**Exercise:** Reproduce every entry below precisely. Pictures are excluded from the copy.

---

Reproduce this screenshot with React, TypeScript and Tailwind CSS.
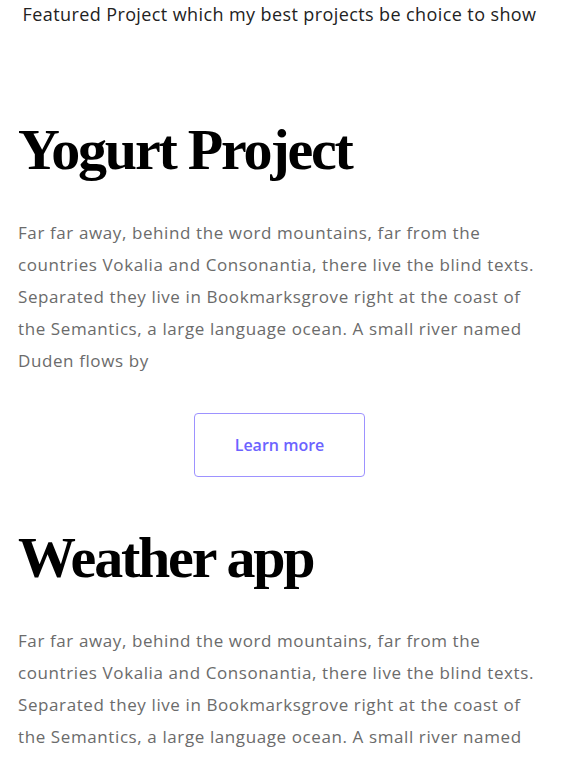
import React, { FC } from "react";

const BODY =
  "Far far away, behind the word mountains, far from the countries Vokalia and Consonantia, there live the blind texts. Separated they live in Bookmarksgrove right at the coast of the Semantics, a large language ocean. A small river named Duden flows by";

interface ProjectProps {
  title: string;
  button?: boolean;
}

const Project: FC<ProjectProps> = ({ title, button }) => {
  return (
    <div className="flex flex-col">
      <h2 className="font-['Liberation_Serif',serif] font-bold text-[58px] leading-[70px] text-black tracking-[-2.2px]">
        {title}
      </h2>
      <p className="mt-[32px] pr-[2px] font-['Open_Sans',sans-serif] text-[17px] leading-[32px] tracking-[0.6px] text-[#6b6b6b]">
        {BODY}
      </p>
      {button && (
        <div className="flex justify-center mt-[36px] pr-[10px]">
          <button className="w-[171px] h-[64px] rounded-[4px] border border-[#9d92ff] text-[#6c63ff] font-['Open_Sans',sans-serif] font-semibold text-[16px]">
            Learn more
          </button>
        </div>
      )}
    </div>
  );
};

const App: FC = () => {
  return (
    <div className="min-h-screen bg-white">
      <div className="pt-[1px] text-center font-['Open_Sans',sans-serif] font-medium text-[18px] leading-[26px] tracking-[0.4px] text-[#222] pr-[10px]">
        Featured Project which my best projects be choice to show
      </div>
      <div className="flex flex-col gap-[46px] px-[18px] mt-[88px]">
        <Project title="Yogurt Project" button />
        <Project title="Weather app" />
      </div>
    </div>
  );
};

export default App;
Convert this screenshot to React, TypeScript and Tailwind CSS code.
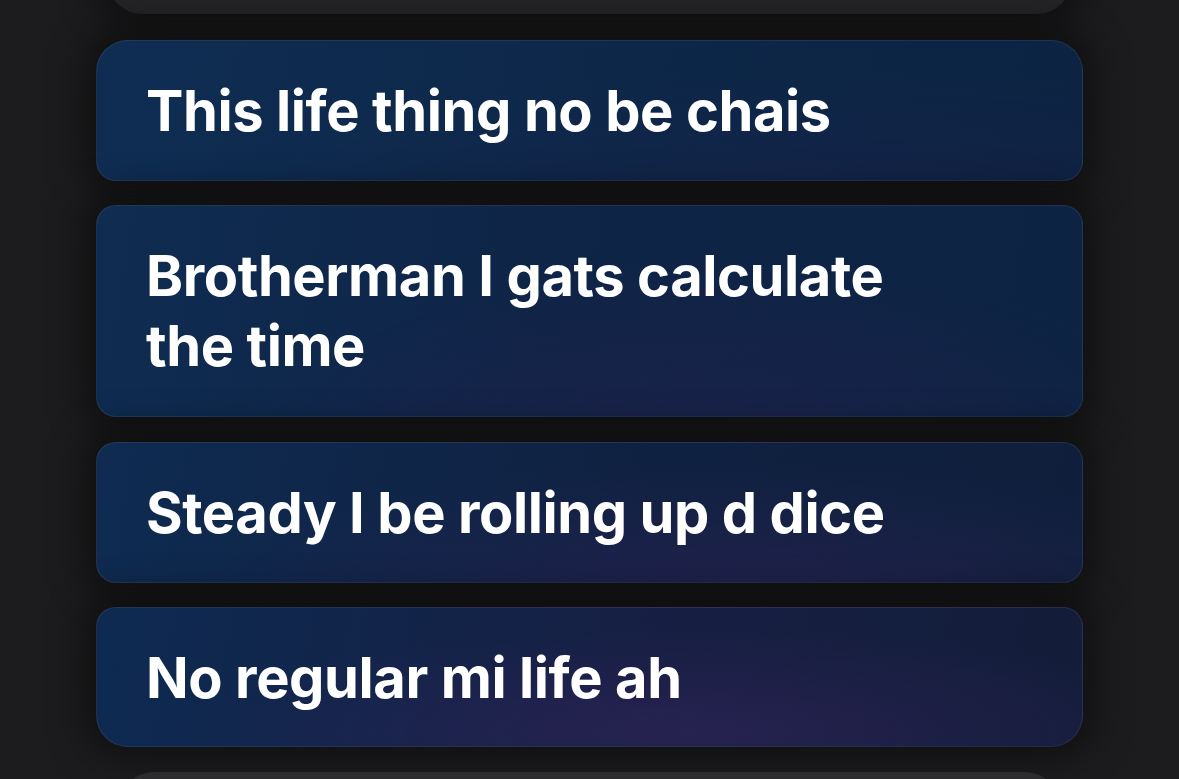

---

**Reply:**
Reproduce this screenshot with React, TypeScript and Tailwind CSS.
import React, { FC } from "react";

const BODY =
  "Far far away, behind the word mountains, far from the countries Vokalia and Consonantia, there live the blind texts. Separated they live in Bookmarksgrove right at the coast of the Semantics, a large language ocean. A small river named Duden flows by";

interface ProjectProps {
  title: string;
  button?: boolean;
}

const Project: FC<ProjectProps> = ({ title, button }) => {
  return (
    <div className="flex flex-col">
      <h2 className="font-['Liberation_Serif',serif] font-bold text-[58px] leading-[70px] text-black tracking-[-2.2px]">
        {title}
      </h2>
      <p className="mt-[32px] pr-[2px] font-['Open_Sans',sans-serif] text-[17px] leading-[32px] tracking-[0.6px] text-[#6b6b6b]">
        {BODY}
      </p>
      {button && (
        <div className="flex justify-center mt-[36px] pr-[10px]">
          <button className="w-[171px] h-[64px] rounded-[4px] border border-[#9d92ff] text-[#6c63ff] font-['Open_Sans',sans-serif] font-semibold text-[16px]">
            Learn more
          </button>
        </div>
      )}
    </div>
  );
};

const App: FC = () => {
  return (
    <div className="min-h-screen bg-white">
      <div className="pt-[1px] text-center font-['Open_Sans',sans-serif] font-medium text-[18px] leading-[26px] tracking-[0.4px] text-[#222] pr-[10px]">
        Featured Project which my best projects be choice to show
      </div>
      <div className="flex flex-col gap-[46px] px-[18px] mt-[88px]">
        <Project title="Yogurt Project" button />
        <Project title="Weather app" />
      </div>
    </div>
  );
};

export default App;
Convert this screenshot to React, TypeScript and Tailwind CSS code.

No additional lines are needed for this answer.